The plaintiff commenced the main action against Rabbi Barry Dov Lerner (hereinafter Lerner) and the Old Westbury Hebrew Congregation (hereinafter the Congregation), in October of 1991. Lerner interposed an answer in November of 1991, in which he asserted two counterclaims against the *294 plaintiff for damages for the intentional infliction of emotional distress and for damages for defamation. After the expiration of the plaintiff's time to serve a reply to the counterclaims, Lerner and the Congregation both moved for summary judgment seeking, inter alia, dismissal of all of the claims asserted in the complaint. The plaintiff cross-moved for leave to open his default to permit him to serve a late reply and for certain pre-trial disclosure.

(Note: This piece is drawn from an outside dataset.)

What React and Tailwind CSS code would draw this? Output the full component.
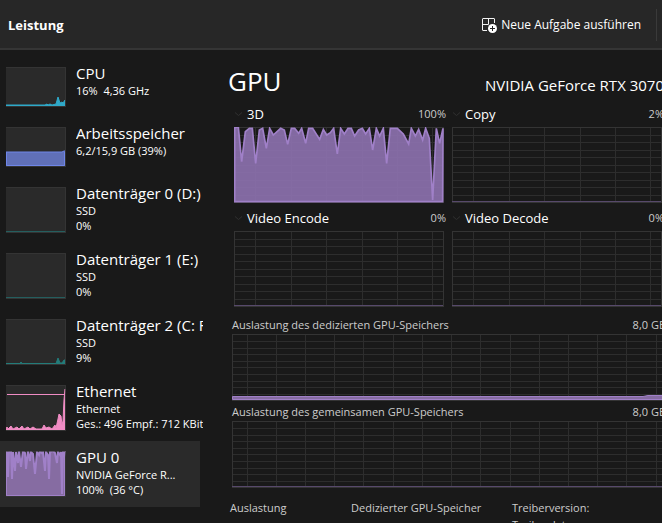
import React from "react";

const engineLoad =
  "13,0 23,104 34,14 46,4 55,4 65,109 76,9 86,4 97,64 107,4 118,24 140,4 151,9 161,52 172,4 182,4 194,19 203,4 215,49 224,4 236,4 257,37 268,7 278,24 289,17 299,4 310,81 320,4 331,21 342,4 352,4 362,27 374,9 385,4 395,21 406,4 416,69 427,4 437,27 448,4 458,109 469,4 490,4 508,21 524,51 532,4 544,27 554,7 566,39 575,4 586,34 596,219 607,4 617,49 627,4";

const devices = [
  {
    name: "CPU",
    lines: ["16%\u00a0 4,36 GHz"],
    color: "#2fa9c9",
    fill: "#2fa9c9",
    short: true,
    points: "0,38 39,38 41,37 42,38 44,37 46,38 50,37 52,30 54,36 56,35 57,36 59,33",
  },
  {
    name: "Arbeitsspeicher",
    lines: ["6,2/15,9 GB (39%)"],
    color: "#6f86e8",
    fill: "#6070b8",
    short: true,
    edges: true,
    points: "0,25 56,25 58,24 59,24",
  },
  { name: "Datenträger 0 (D:)", lines: ["SSD", "0%"], color: "#245e5e", fill: "none", points: "0,44.5 59,44.5" },
  { name: "Datenträger 1 (E:)", lines: ["SSD", "0%"], color: "#245e5e", fill: "none", points: "0,44.5 59,44.5" },
  {
    name: "Datenträger 2 (C: F:)",
    lines: ["SSD", "9%"],
    color: "#237c7a",
    fill: "#237c7a",
    points: "0,44.5 14,44.5 15,43 16,44.5 50,44.5 52,39 54,44 56,44 58,41 59,41",
  },
  {
    name: "Ethernet",
    lines: ["Ethernet", "Ges.: 496 Empf.: 712 KBit/s"],
    color: "#f08cc4",
    fill: "#f08cc4",
    limit: 9,
    points:
      "0,44 1,42 2,44 5,41 7,44 11,42 13,44 16,41 18,44 22,42 24,44 27,42 30,44 36,44 38,40 40,43 43,42 46,44 49,40 50,43 52,34 53,29 55,31 56,40 57,36 58,15 59,4",
  },
  {
    name: "GPU 0",
    lines: ["NVIDIA GeForce R...", "100%\u00a0 (36 °C)"],
    color: "#a080c8",
    fill: "#866ca2",
    active: true,
    edges: true,
    wide: true,
    points:
      "0,0 1,1 2,26 3,1 5,0 6,28 7,1 9,20 10,1 12,12 13,0 15,16 17,0 19,2 20,18 22,0 24,10 25,1 27,3 29,23 31,1 33,4 34,0 36,2 37,1 39,20 40,1 42,4 43,28 44,1 47,0 49,2 51,12 52,1 54,4 55,1 56,43 57,0 58,6 59,0",
  },
];

const engines = [
  { name: "3D", value: "100%", load: true },
  { name: "Copy", value: "2%" },
  { name: "Video Encode", value: "0%" },
  { name: "Video Decode", value: "0%" },
];

const Thumb = ({ device }) => {
  const height = device.short ? 40 : 46;
  return (
    <svg
      className={`w-[60px] shrink-0 bg-[#2a2a2a] ${device.short ? "h-10" : "h-[46px]"}`}
      viewBox={`0 0 60 ${height}`}
      aria-hidden="true"
    >
      <polygon points={`0,${height - 1} ${device.points} 59,${height - 1}`} fill={device.fill} />
      <polyline points={device.points} fill="none" stroke={device.color} strokeWidth={device.wide ? 2 : 1} />
      {device.edges && (
        <path
          d={`M.5 ${device.wide ? 0 : 25}V${height - 1.5}H58.5V${device.wide ? 0 : 25}`}
          fill="none"
          stroke={device.color}
        />
      )}
      {device.limit && <path d={`M1 ${device.limit + 0.5}H59`} stroke={device.color} />}
      <path d={`M0 .5H59.5V${height - 0.5}H0`} fill="none" stroke="#3c3c3c" strokeOpacity="0.6" />
    </svg>
  );
};

const DeviceItem = ({ device }) => (
  <button
    type="button"
    className={`flex w-full items-start text-left pl-[6px] ${device.short ? "h-[60px]" : "h-[66px]"} ${
      device.active ? "bg-[#2a2a2a]" : ""
    }`}
  >
    <span className="block pt-[10px]">
      <Thumb device={device} />
    </span>
    <span className="block w-[127px] shrink-0 overflow-hidden whitespace-nowrap pt-[7px] ml-[10px]">
      <span className="block text-[15px] leading-[19px]">{device.name}</span>
      {device.lines.map((line) => (
        <span key={line} className="block text-[11px] leading-[15px]">
          {line}
        </span>
      ))}
    </span>
  </button>
);

const EngineChart = ({ load }) => (
  <svg className="block w-full h-[76px]" viewBox="0 0 210 76" preserveAspectRatio="none" aria-hidden="true">
    <path
      d="M0 8.5H210M0 15.5H210M0 23.5H210M0 30.5H210M0 38.5H210M0 45.5H210M0 53.5H210M0 60.5H210M0 68.5H210M21.5 0V76M57.5 0V76M92.5 0V76M128.5 0V76M163.5 0V76M198.5 0V76"
      stroke="#2d2d2d"
    />
    <rect x="0.5" y="0.5" width="209" height="75" fill="none" stroke="#343434" />
    {load ? (
      <g transform="scale(0.3333)">
        <polygon
          points={`2,224 2,2 ${engineLoad} 626,224`}
          fill="#8b70ac"
          fillOpacity="0.93"
          stroke="#a080c8"
          strokeWidth="5"
        />
      </g>
    ) : (
      <path d="M0 74.5H209" stroke="#57496b" />
    )}
  </svg>
);

const MemoryChart = ({ used }) => (
  <svg className="block w-full h-[67px]" viewBox="0 0 436 67" preserveAspectRatio="none" aria-hidden="true">
    <path
      d="M0 7.5H436M0 14.5H436M0 20.5H436M0 27.5H436M0 33.5H436M0 40.5H436M0 47.5H436M0 53.5H436M0 60.5H436M15.5 0V67M44.5 0V67M73.5 0V67M102.5 0V67M131.5 0V67M161.5 0V67M190.5 0V67M219.5 0V67M248.5 0V67M278.5 0V67M307.5 0V67M336.5 0V67M365.5 0V67M394.5 0V67M424.5 0V67"
      stroke="#2d2d2d"
    />
    <rect x="0.5" y="0.5" width="435" height="66" fill="none" stroke="#343434" />
    {used ? (
      <path d="M.5 65.5V62.5H411L416 61.5H436V65.5Z" fill="#866ca2" stroke="#a080c8" />
    ) : (
      <path d="M0 65.5H436" stroke="#57496b" />
    )}
  </svg>
);

const NewTaskIcon = () => (
  <svg className="w-4 h-4" viewBox="0 0 16 16" fill="none" aria-hidden="true">
    <path d="M6 13.5H2Q1.5 13.5 1.5 13V2Q1.5 1.5 2 1.5H13Q13.5 1.5 13.5 2V6M1.5 7.5H13.5M7.5 1.5V7.5" stroke="#f2f2f2" />
    <circle cx="11.5" cy="11.5" r="5.5" fill="#272727" />
    <circle cx="11.5" cy="11.5" r="4.5" fill="#fff" />
    <path d="M11.5 9V14M9 11.5H14" stroke="#222" />
  </svg>
);

const App = () => {
  return (
    <div className="flex h-screen flex-col overflow-hidden bg-[#191919] text-white font-['Open_Sans','Noto_Sans',sans-serif]">
      <header className="flex h-[50px] shrink-0 items-center justify-between border-b-2 border-[#353535] bg-[#272727] pt-[2px] pl-2 pr-[5px]">
        <h1 className="text-[13px] leading-5 font-bold">Leistung</h1>
        <div className="flex items-center">
          <button type="button" className="flex items-center gap-1 pr-[15px] text-[12px] leading-5">
            <NewTaskIcon />
            Neue Aufgabe ausführen
          </button>
          <div className="h-8 w-px bg-[#3a3a3a]" />
        </div>
      </header>

      <div className="flex min-h-0 flex-1">
        {/* Device list */}
        <nav className="w-[200px] shrink-0 pt-[7px]">
          {devices.map((device) => (
            <DeviceItem key={device.name} device={device} />
          ))}
        </nav>

        {/* GPU details */}
        <main className="min-w-0 flex-1 overflow-hidden pl-7">
          <div className="-mr-[6px]">
            <div className="flex h-[54px] items-end justify-between pr-1">
              <h2 className="text-[26px] leading-[46px]">GPU</h2>
              <p className="text-[15px] leading-[38px] whitespace-nowrap">NVIDIA GeForce RTX 3070</p>
            </div>

            <div className="pl-1">
              <div className="grid grid-cols-2 gap-x-[6px] pl-[2px] pr-1">
                {engines.map((engine) => (
                  <section key={engine.name} className="h-[104px]">
                    <div className="flex h-[23px] items-start justify-between pt-[2px]">
                      <button type="button" className="flex items-center gap-1 text-[13px] leading-4">
                        <svg className="w-[9px] h-2" viewBox="0 0 9 8" aria-hidden="true">
                          <path d="M1 2.5L4.5 5.5L8 2.5" fill="none" stroke="#303030" />
                        </svg>
                        {engine.name}
                      </button>
                      <span className="text-[11px] leading-4 text-[#cccccc]">{engine.value}</span>
                    </div>
                    <div className="pr-[2px]">
                      <EngineChart load={engine.load} />
                    </div>
                  </section>
                ))}
              </div>

              <section>
                <div className="flex h-[22px] items-end justify-between pr-[2px] pb-px text-[11px] leading-4 text-[#cccccc]">
                  <h3>Auslastung des dedizierten GPU-Speichers</h3>
                  <span>8,0 GB</span>
                </div>
                <MemoryChart used />
              </section>
              <section>
                <div className="flex h-5 items-end justify-between pr-[2px] pb-px text-[11px] leading-4 text-[#cccccc]">
                  <h3>Auslastung des gemeinsamen GPU-Speichers</h3>
                  <span>8,0 GB</span>
                </div>
                <MemoryChart />
              </section>
            </div>

            <div className="flex pl-[2px] pt-[11px] text-[11px] leading-[17px] text-[#cccccc]">
              <p className="w-[121px]">Auslastung</p>
              <p className="w-[161px]">Dedizierter GPU-Speicher</p>
              <div>
                <p>Treiberversion:</p>
                <p>Treiberdatum:</p>
              </div>
            </div>
          </div>
        </main>
      </div>
    </div>
  );
};

export default App;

By a decision and order dated June 16, 1992, the Supreme Court granted summary judgment in favor of Lerner and the Congregation dismissing the complaint in its entirety. The Supreme Court also granted them costs and attorneys' fees because it found that several of the plaintiff's causes of action were frivolous and had not been brought in good faith. The Supreme Court severed the counterclaims asserted in Lerner's answer and allowed the plaintiff to serve a late reply within 20 days of the date of entry of its order. Neither party filed a notice of appeal with respect to the June 16, 1992, order.
The order was entered and served on the next day, June 17, 1992, giving the plaintiff until July 8, 1992, to serve a reply. The plaintiff did not serve a reply until July 9, 1992, i.e., the 21st day, and Lerner's attorney refused to accept service of the reply. The plaintiff then moved a second time to compel acceptance of the reply. Lerner cross-moved, inter alia, for entry of a default judgment. The court granted the plaintiff's motion, deemed the reply as having been interposed, and denied the cross motion as academic. We disagree.
Although the reply was served only one day late, we find no valid excuse for the plaintiff's default, particularly since the plaintiff had already been given a second opportunity to interpose a timely responsive pleading. More importantly, the plaintiff's purported affidavit of merit is totally inadequate to establish a meritorious defense to the defendant's counterclaims. Under these circumstances, we find that it was an improvident exercise of discretion for the Supreme Court to permit the plaintiff to vacate his default a second time.
In light of this determination, we do not reach the appellant's remaining contentions.